§ **EXERCISE DESCRIPTION**: Pick every line from the data that holds the word "React".

§ **COLLECTED DATA**:
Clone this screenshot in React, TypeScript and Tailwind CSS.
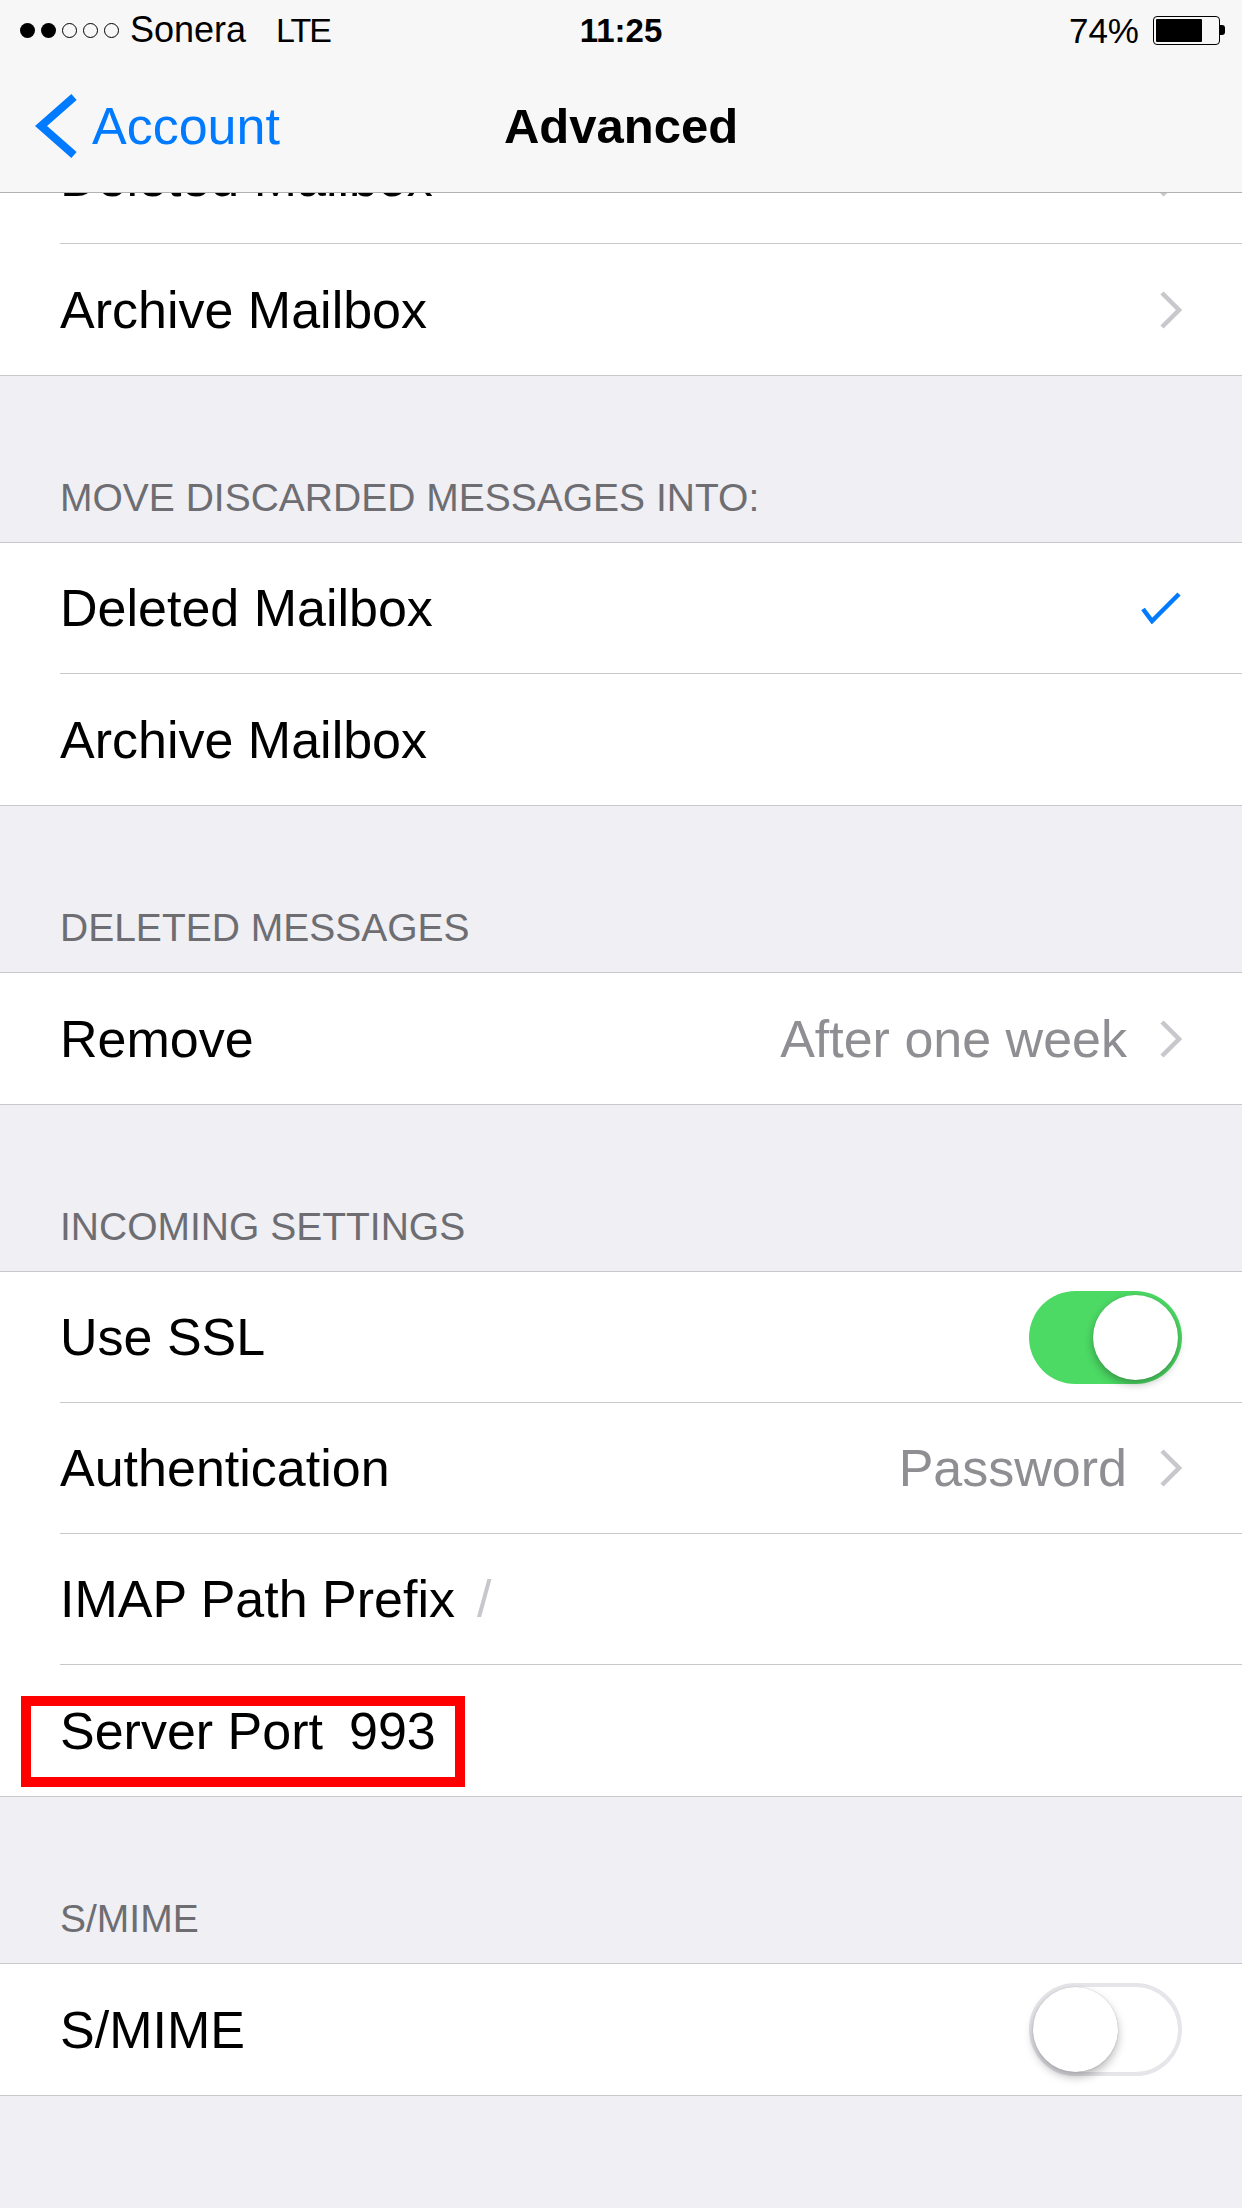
import React from "react";

const Chevron = () => (
  <svg width="23" height="38" viewBox="0 0 23 38" className="shrink-0">
    <polyline points="3,2 20,19 3,36" fill="none" stroke="#c7c7cc" strokeWidth="4.5" />
  </svg>
);

const Check = () => (
  <svg width="42" height="32" viewBox="0 0 42 32" className="shrink-0">
    <polyline points="3,17 12,29 39,2" fill="none" stroke="#007aff" strokeWidth="4.5" />
  </svg>
);

const SwitchOn = () => (
  <div className="w-[153px] h-[93px] rounded-full bg-[#4cd964] flex items-center justify-end pr-[4px] shrink-0">
    <div className="w-[85px] h-[85px] rounded-full bg-white shadow-[0_4px_8px_rgba(0,0,0,0.3),0_0_1px_rgba(0,0,0,0.2)]" />
  </div>
);

const SwitchOff = () => (
  <div className="w-[153px] h-[93px] rounded-full bg-white border-[4px] border-[#e5e5ea] flex items-center shrink-0">
    <div className="w-[85px] h-[85px] rounded-full bg-white shadow-[0_5px_10px_rgba(0,0,0,0.28),0_0_1px_rgba(0,0,0,0.3)]" />
  </div>
);

type RowProps = {
  children: React.ReactNode;
  right?: React.ReactNode;
  last?: boolean;
  extra?: React.ReactNode;
};

const Row = ({ children, right, last, extra }: RowProps) => (
  <div className="relative h-[131px] bg-white pl-[60px]">
    <div
      className={
        last
          ? "h-full flex items-center pr-[60px]"
          : "h-full flex items-center pr-[60px] border-b border-[#c8c7cc]"
      }
    >
      <div className="flex-1 flex items-center text-[52px] leading-none text-black">{children}</div>
      {right}
    </div>
    {extra}
  </div>
);

const Value = ({ text }: { text: string }) => (
  <div className="flex items-center">
    <span className="text-[52px] leading-none text-[#8e8e93] mr-[32px]">{text}</span>
    <Chevron />
  </div>
);

const Header = ({ text }: { text: string }) => (
  <div className="h-[166px] pt-[103px] pl-[60px] text-[39px] leading-[38px] text-[#6d6d72]">{text}</div>
);

const Group = ({ children }: { children: React.ReactNode }) => (
  <div className="border-y border-[#c8c7cc] bg-white">{children}</div>
);

export default function App() {
  return (
    <div className="w-[1242px] h-[2208px] bg-[#efeff4] overflow-hidden font-['Liberation_Sans',Arial,sans-serif]">
      <div className="bg-[#f7f7f7] border-b border-[#b2b2b4]">
        {/* Status bar */}
        <div className="h-[60px] grid grid-cols-3 items-center text-black">
          <div className="flex items-center pl-[20px] min-w-0">
            <div className="flex items-center gap-[6px]">
              <div className="w-[15px] h-[15px] rounded-full bg-black" />
              <div className="w-[15px] h-[15px] rounded-full bg-black" />
              <div className="w-[15px] h-[15px] rounded-full border-[1.5px] border-black" />
              <div className="w-[15px] h-[15px] rounded-full border-[1.5px] border-black" />
              <div className="w-[15px] h-[15px] rounded-full border-[1.5px] border-black" />
            </div>
            <span className="ml-[11px] text-[36px] leading-none">Sonera</span>
            <span className="ml-[30px] text-[34px] leading-none tracking-[-2px]">LTE</span>
          </div>
          <div className="flex justify-center">
            <span className="text-[33px] leading-none font-bold">11:25</span>
          </div>
          <div className="flex items-center justify-end pr-[17px]">
            <span className="text-[35px] leading-none">74%</span>
            <div className="ml-[14px] flex items-center">
              <div className="w-[67px] h-[29px] rounded-[4px] border-[1.5px] border-black p-[2px]">
                <div className="h-full w-[46px] bg-black rounded-[1px]" />
              </div>
              <div className="w-[5px] h-[10px] bg-black rounded-r-[3px]" />
            </div>
          </div>
        </div>
        {/* Nav bar */}
        <div className="h-[132px] grid grid-cols-3 items-center">
          <div className="flex items-center pl-[35px] min-w-0">
            <svg width="44" height="64" viewBox="0 0 44 64" className="shrink-0">
              <polyline points="39,3 6,32 39,61" fill="none" stroke="#007aff" strokeWidth="8" />
            </svg>
            <span className="ml-[13px] text-[52px] leading-none text-[#007aff] whitespace-nowrap">Account</span>
          </div>
          <div className="flex justify-center">
            <span className="text-[49px] leading-none font-bold text-black whitespace-nowrap">Advanced</span>
          </div>
          <div />
        </div>
      </div>

      {/* Partially hidden row */}
      <div className="h-[51px] overflow-hidden bg-white">
        <div className="mt-[-80px]">
          <Row right={<Chevron />}>Deleted Mailbox</Row>
        </div>
      </div>
      <div className="border-b border-[#c8c7cc]">
        <Row right={<Chevron />} last>
          Archive Mailbox
        </Row>
      </div>

      <Header text="MOVE DISCARDED MESSAGES INTO:" />
      <Group>
        <Row right={<Check />}>Deleted Mailbox</Row>
        <Row last>Archive Mailbox</Row>
      </Group>

      <Header text="DELETED MESSAGES" />
      <Group>
        <Row right={<Value text="After one week" />} last>
          Remove
        </Row>
      </Group>

      <Header text="INCOMING SETTINGS" />
      <Group>
        <Row right={<SwitchOn />}>Use SSL</Row>
        <Row right={<Value text="Password" />}>Authentication</Row>
        <Row>
          <span>IMAP Path Prefix</span>
          <span className="ml-[22px] text-[#c7c7cc]">/</span>
        </Row>
        <Row
          last
          extra={
            <div className="absolute left-[21px] top-[31px] w-[444px] h-[91px] border-[10px] border-[#ff0000]" />
          }
        >
          <span>Server Port</span>
          <span className="ml-[26px]">993</span>
        </Row>
      </Group>

      <Header text="S/MIME" />
      <Group>
        <Row right={<SwitchOff />} last>
          S/MIME
        </Row>
      </Group>
    </div>
  );
}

§ **EXERCISE ANSWER**:
Clone this screenshot in React, TypeScript and Tailwind CSS.
import React from "react";
  children: React.ReactNode;
  right?: React.ReactNode;
  extra?: React.ReactNode;
const Group = ({ children }: { children: React.ReactNode }) => (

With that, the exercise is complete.